▼▼▼

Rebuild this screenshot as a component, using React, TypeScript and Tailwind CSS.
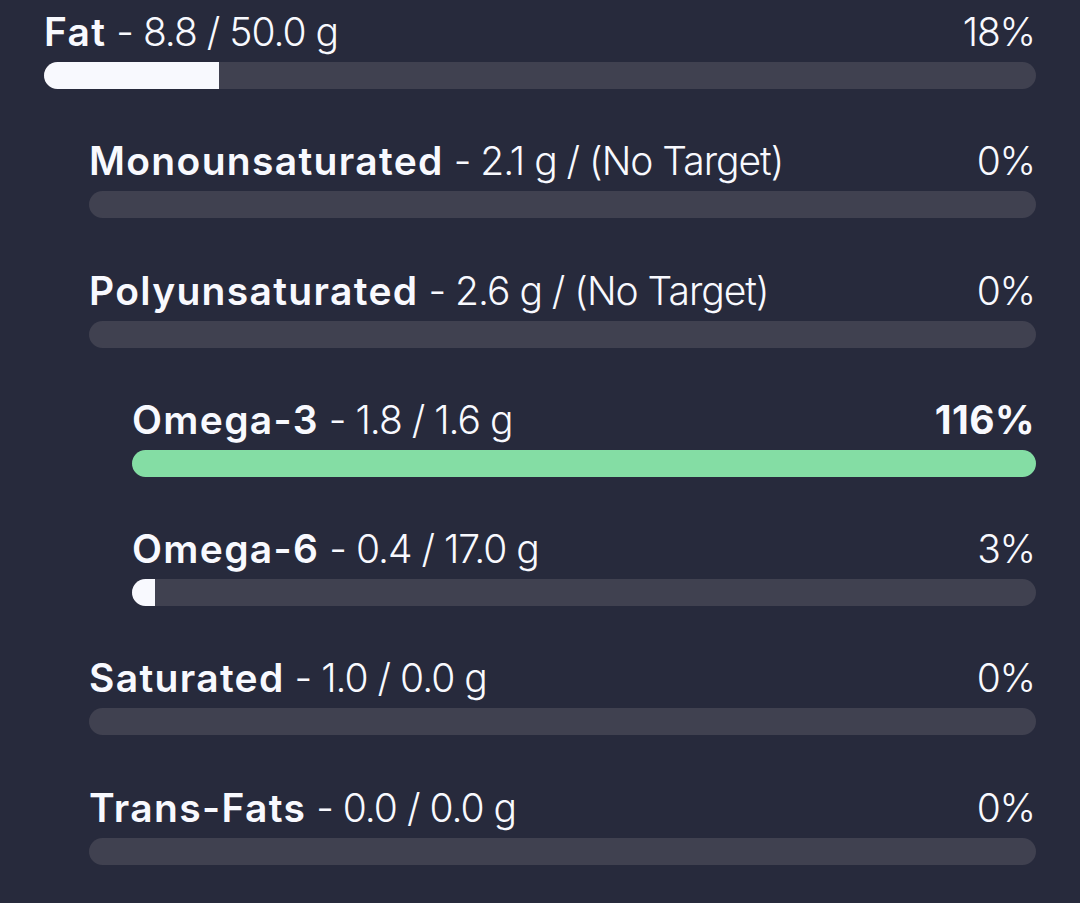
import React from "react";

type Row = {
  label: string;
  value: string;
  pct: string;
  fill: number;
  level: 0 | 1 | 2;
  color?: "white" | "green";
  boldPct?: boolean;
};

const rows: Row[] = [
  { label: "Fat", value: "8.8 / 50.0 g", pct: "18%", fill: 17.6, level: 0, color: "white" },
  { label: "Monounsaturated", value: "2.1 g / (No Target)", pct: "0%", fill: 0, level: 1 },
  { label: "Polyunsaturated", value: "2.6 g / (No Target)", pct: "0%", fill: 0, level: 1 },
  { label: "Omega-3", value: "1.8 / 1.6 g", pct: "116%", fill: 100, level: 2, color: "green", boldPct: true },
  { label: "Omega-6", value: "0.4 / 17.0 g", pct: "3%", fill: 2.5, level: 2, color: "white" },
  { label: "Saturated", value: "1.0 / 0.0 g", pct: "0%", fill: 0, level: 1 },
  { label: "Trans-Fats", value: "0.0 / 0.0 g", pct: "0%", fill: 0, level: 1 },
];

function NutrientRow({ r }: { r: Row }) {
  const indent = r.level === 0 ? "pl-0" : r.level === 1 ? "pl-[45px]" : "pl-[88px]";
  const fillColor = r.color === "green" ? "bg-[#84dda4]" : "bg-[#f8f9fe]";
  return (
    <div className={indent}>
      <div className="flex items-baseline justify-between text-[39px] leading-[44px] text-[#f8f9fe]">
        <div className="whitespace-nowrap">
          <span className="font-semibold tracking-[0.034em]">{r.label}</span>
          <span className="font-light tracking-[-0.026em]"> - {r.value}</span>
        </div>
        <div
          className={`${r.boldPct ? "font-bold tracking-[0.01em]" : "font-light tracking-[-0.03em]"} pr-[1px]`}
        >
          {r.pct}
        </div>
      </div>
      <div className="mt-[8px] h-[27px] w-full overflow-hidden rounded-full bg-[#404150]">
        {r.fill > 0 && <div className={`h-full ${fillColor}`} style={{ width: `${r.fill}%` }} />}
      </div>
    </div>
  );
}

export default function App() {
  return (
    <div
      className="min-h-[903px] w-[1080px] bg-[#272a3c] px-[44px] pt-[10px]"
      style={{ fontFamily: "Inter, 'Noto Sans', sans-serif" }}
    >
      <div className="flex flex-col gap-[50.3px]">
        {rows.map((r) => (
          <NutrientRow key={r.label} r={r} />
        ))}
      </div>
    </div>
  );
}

▲▲▲

Copy out each line in the listing that has the word "React".

Rebuild this screenshot as a component, using React, TypeScript and Tailwind CSS.
import React from "react";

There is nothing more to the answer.